The Decision Dividend
The best part about all of this isn't the productivity itself. It's what productivity makes possible when it's done right. When your mind isn't cluttered with undone tasks and constant interruptions, you have space for the decisions that actually matter.
You can think strategically instead of just tactically. You can see opportunities instead of just problems. You can make choices based on where you want to go, not just where you are.
Last month, because my mind was clear, I noticed a pattern in customer feedback that everyone else had missed. It led to a product pivot that's already showing results. Six months ago, when I was drowning in busy-work, I would have missed it entirely.

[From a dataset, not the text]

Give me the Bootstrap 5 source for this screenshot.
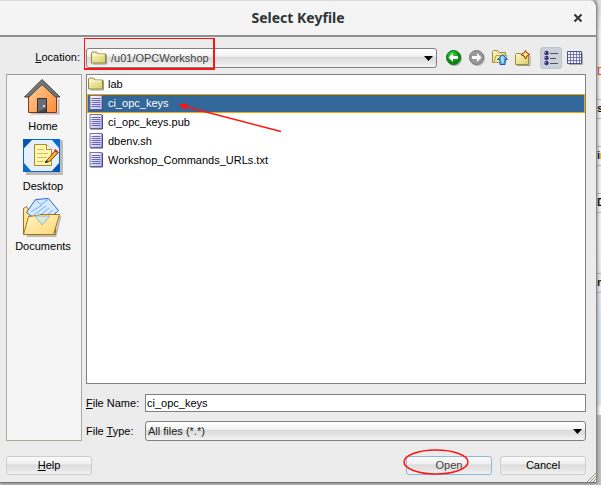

That's the real promise of productivity—not that you'll do more, but that you'll see more clearly. And when you see clearly, you make better decisions. And when you make better decisions, everything else gets easier.
Starting Tomorrow
If you're reading this and feeling that familiar overwhelm—the sense that you're running fast but not moving forward—here's my suggestion: Start with one protected hour tomorrow morning. Just one.No interruptions. Work on something that requires actual thought.
It will feel uncomfortable. You'll feel the pull of your inbox, the anxiety of not responding immediately. Sit with it. Push through it.
Because on the other side of that discomfort is the clarity you've been missing. The decisions you've been postponing. The progress you've been seeking.
Productivity isn't about doing more things. It's about creating the conditions where you can think clearly enough to do the right things. And that makes all the difference.